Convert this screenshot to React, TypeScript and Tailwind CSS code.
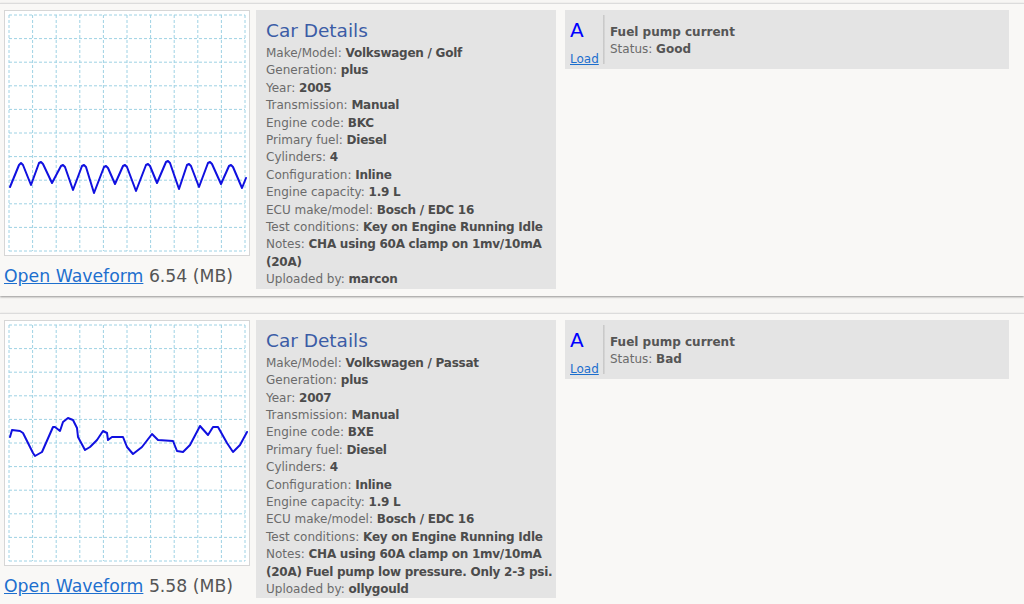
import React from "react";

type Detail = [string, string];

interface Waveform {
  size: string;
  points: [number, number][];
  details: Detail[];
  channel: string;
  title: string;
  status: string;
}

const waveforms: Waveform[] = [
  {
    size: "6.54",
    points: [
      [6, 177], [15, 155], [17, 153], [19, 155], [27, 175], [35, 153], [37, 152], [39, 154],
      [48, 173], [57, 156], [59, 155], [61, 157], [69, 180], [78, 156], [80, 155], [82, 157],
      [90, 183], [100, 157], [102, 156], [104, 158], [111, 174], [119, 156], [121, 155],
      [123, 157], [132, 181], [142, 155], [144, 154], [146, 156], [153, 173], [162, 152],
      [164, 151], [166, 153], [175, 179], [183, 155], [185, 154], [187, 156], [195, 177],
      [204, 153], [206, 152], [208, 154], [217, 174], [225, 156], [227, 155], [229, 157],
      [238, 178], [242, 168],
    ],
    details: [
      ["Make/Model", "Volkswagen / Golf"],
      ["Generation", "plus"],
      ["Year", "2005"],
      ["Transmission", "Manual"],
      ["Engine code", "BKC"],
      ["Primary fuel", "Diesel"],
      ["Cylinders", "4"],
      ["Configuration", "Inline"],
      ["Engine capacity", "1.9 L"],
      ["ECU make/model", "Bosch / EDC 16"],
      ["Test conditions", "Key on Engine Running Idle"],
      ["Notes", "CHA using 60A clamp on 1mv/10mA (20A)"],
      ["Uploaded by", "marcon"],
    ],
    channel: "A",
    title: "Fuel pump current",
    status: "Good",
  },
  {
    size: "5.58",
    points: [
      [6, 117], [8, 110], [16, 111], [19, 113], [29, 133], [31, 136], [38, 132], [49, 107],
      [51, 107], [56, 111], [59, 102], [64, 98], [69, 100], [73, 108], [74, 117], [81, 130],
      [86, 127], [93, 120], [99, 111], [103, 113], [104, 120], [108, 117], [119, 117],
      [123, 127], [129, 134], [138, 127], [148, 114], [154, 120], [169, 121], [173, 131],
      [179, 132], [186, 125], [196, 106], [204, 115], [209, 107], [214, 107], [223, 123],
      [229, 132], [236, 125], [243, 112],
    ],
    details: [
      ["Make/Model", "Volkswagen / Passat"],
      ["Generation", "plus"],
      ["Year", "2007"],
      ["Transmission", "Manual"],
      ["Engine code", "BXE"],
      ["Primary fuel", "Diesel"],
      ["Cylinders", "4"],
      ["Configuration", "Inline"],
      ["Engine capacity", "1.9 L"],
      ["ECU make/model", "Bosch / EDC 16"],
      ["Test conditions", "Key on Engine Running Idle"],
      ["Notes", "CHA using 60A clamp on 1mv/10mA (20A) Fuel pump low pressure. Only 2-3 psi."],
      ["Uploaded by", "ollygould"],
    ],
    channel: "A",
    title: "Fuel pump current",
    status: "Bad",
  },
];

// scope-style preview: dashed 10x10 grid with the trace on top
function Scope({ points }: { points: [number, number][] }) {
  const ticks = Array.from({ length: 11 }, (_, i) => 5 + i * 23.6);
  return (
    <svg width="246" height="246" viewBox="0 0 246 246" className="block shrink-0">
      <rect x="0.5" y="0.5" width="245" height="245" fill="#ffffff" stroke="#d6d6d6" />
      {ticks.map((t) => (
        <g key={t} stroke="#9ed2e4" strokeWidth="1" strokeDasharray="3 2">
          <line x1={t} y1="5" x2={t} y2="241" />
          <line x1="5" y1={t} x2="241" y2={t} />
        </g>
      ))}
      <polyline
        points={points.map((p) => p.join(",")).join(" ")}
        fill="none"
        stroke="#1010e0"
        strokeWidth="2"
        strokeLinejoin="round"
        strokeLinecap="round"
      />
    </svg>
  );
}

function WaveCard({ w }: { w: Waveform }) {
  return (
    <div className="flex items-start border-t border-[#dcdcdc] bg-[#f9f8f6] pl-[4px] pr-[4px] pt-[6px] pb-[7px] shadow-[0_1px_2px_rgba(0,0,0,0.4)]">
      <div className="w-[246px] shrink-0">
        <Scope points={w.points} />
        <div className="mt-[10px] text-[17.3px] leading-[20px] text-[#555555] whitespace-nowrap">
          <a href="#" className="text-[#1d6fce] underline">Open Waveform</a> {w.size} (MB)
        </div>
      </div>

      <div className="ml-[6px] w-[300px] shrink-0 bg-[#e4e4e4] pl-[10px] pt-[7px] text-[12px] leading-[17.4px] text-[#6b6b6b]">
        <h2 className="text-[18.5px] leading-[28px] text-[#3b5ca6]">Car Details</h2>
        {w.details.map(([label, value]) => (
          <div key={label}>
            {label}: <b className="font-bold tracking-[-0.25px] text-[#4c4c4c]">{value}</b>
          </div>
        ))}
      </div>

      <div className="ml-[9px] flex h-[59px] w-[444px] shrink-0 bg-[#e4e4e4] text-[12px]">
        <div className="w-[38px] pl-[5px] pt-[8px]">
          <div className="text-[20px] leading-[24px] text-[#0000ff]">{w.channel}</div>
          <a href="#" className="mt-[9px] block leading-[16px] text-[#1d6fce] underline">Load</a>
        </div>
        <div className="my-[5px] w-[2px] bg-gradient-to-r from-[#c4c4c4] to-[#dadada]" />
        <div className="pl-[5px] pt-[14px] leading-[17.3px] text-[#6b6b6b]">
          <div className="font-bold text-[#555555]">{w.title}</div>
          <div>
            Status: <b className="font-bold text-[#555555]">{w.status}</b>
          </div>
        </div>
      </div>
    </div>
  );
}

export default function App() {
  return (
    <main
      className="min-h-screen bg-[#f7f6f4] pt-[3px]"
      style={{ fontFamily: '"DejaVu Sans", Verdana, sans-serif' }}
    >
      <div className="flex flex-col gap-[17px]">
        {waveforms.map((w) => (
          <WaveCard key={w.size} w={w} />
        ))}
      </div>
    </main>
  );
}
|---|
▸ **PROBLEM TO SOLVE**: Every line of text is to be repeated exactly; pictures are left out.

▸ **ANSWER**:
Convert this screenshot to React, TypeScript and Tailwind CSS code.
import React from "react";

type Detail = [string, string];

interface Waveform {
  size: string;
  points: [number, number][];
  details: Detail[];
  channel: string;
  title: string;
  status: string;
}

const waveforms: Waveform[] = [
  {
    size: "6.54",
    points: [
      [6, 177], [15, 155], [17, 153], [19, 155], [27, 175], [35, 153], [37, 152], [39, 154],
      [48, 173], [57, 156], [59, 155], [61, 157], [69, 180], [78, 156], [80, 155], [82, 157],
      [90, 183], [100, 157], [102, 156], [104, 158], [111, 174], [119, 156], [121, 155],
      [123, 157], [132, 181], [142, 155], [144, 154], [146, 156], [153, 173], [162, 152],
      [164, 151], [166, 153], [175, 179], [183, 155], [185, 154], [187, 156], [195, 177],
      [204, 153], [206, 152], [208, 154], [217, 174], [225, 156], [227, 155], [229, 157],
      [238, 178], [242, 168],
    ],
    details: [
      ["Make/Model", "Volkswagen / Golf"],
      ["Generation", "plus"],
      ["Year", "2005"],
      ["Transmission", "Manual"],
      ["Engine code", "BKC"],
      ["Primary fuel", "Diesel"],
      ["Cylinders", "4"],
      ["Configuration", "Inline"],
      ["Engine capacity", "1.9 L"],
      ["ECU make/model", "Bosch / EDC 16"],
      ["Test conditions", "Key on Engine Running Idle"],
      ["Notes", "CHA using 60A clamp on 1mv/10mA (20A)"],
      ["Uploaded by", "marcon"],
    ],
    channel: "A",
    title: "Fuel pump current",
    status: "Good",
  },
  {
    size: "5.58",
    points: [
      [6, 117], [8, 110], [16, 111], [19, 113], [29, 133], [31, 136], [38, 132], [49, 107],
      [51, 107], [56, 111], [59, 102], [64, 98], [69, 100], [73, 108], [74, 117], [81, 130],
      [86, 127], [93, 120], [99, 111], [103, 113], [104, 120], [108, 117], [119, 117],
      [123, 127], [129, 134], [138, 127], [148, 114], [154, 120], [169, 121], [173, 131],
      [179, 132], [186, 125], [196, 106], [204, 115], [209, 107], [214, 107], [223, 123],
      [229, 132], [236, 125], [243, 112],
    ],
    details: [
      ["Make/Model", "Volkswagen / Passat"],
      ["Generation", "plus"],
      ["Year", "2007"],
      ["Transmission", "Manual"],
      ["Engine code", "BXE"],
      ["Primary fuel", "Diesel"],
      ["Cylinders", "4"],
      ["Configuration", "Inline"],
      ["Engine capacity", "1.9 L"],
      ["ECU make/model", "Bosch / EDC 16"],
      ["Test conditions", "Key on Engine Running Idle"],
      ["Notes", "CHA using 60A clamp on 1mv/10mA (20A) Fuel pump low pressure. Only 2-3 psi."],
      ["Uploaded by", "ollygould"],
    ],
    channel: "A",
    title: "Fuel pump current",
    status: "Bad",
  },
];

// scope-style preview: dashed 10x10 grid with the trace on top
function Scope({ points }: { points: [number, number][] }) {
  const ticks = Array.from({ length: 11 }, (_, i) => 5 + i * 23.6);
  return (
    <svg width="246" height="246" viewBox="0 0 246 246" className="block shrink-0">
      <rect x="0.5" y="0.5" width="245" height="245" fill="#ffffff" stroke="#d6d6d6" />
      {ticks.map((t) => (
        <g key={t} stroke="#9ed2e4" strokeWidth="1" strokeDasharray="3 2">
          <line x1={t} y1="5" x2={t} y2="241" />
          <line x1="5" y1={t} x2="241" y2={t} />
        </g>
      ))}
      <polyline
        points={points.map((p) => p.join(",")).join(" ")}
        fill="none"
        stroke="#1010e0"
        strokeWidth="2"
        strokeLinejoin="round"
        strokeLinecap="round"
      />
    </svg>
  );
}

function WaveCard({ w }: { w: Waveform }) {
  return (
    <div className="flex items-start border-t border-[#dcdcdc] bg-[#f9f8f6] pl-[4px] pr-[4px] pt-[6px] pb-[7px] shadow-[0_1px_2px_rgba(0,0,0,0.4)]">
      <div className="w-[246px] shrink-0">
        <Scope points={w.points} />
        <div className="mt-[10px] text-[17.3px] leading-[20px] text-[#555555] whitespace-nowrap">
          <a href="#" className="text-[#1d6fce] underline">Open Waveform</a> {w.size} (MB)
        </div>
      </div>

      <div className="ml-[6px] w-[300px] shrink-0 bg-[#e4e4e4] pl-[10px] pt-[7px] text-[12px] leading-[17.4px] text-[#6b6b6b]">
        <h2 className="text-[18.5px] leading-[28px] text-[#3b5ca6]">Car Details</h2>
        {w.details.map(([label, value]) => (
          <div key={label}>
            {label}: <b className="font-bold tracking-[-0.25px] text-[#4c4c4c]">{value}</b>
          </div>
        ))}
      </div>

      <div className="ml-[9px] flex h-[59px] w-[444px] shrink-0 bg-[#e4e4e4] text-[12px]">
        <div className="w-[38px] pl-[5px] pt-[8px]">
          <div className="text-[20px] leading-[24px] text-[#0000ff]">{w.channel}</div>
          <a href="#" className="mt-[9px] block leading-[16px] text-[#1d6fce] underline">Load</a>
        </div>
        <div className="my-[5px] w-[2px] bg-gradient-to-r from-[#c4c4c4] to-[#dadada]" />
        <div className="pl-[5px] pt-[14px] leading-[17.3px] text-[#6b6b6b]">
          <div className="font-bold text-[#555555]">{w.title}</div>
          <div>
            Status: <b className="font-bold text-[#555555]">{w.status}</b>
          </div>
        </div>
      </div>
    </div>
  );
}

export default function App() {
  return (
    <main
      className="min-h-screen bg-[#f7f6f4] pt-[3px]"
      style={{ fontFamily: '"DejaVu Sans", Verdana, sans-serif' }}
    >
      <div className="flex flex-col gap-[17px]">
        {waveforms.map((w) => (
          <WaveCard key={w.size} w={w} />
        ))}
      </div>
    </main>
  );
}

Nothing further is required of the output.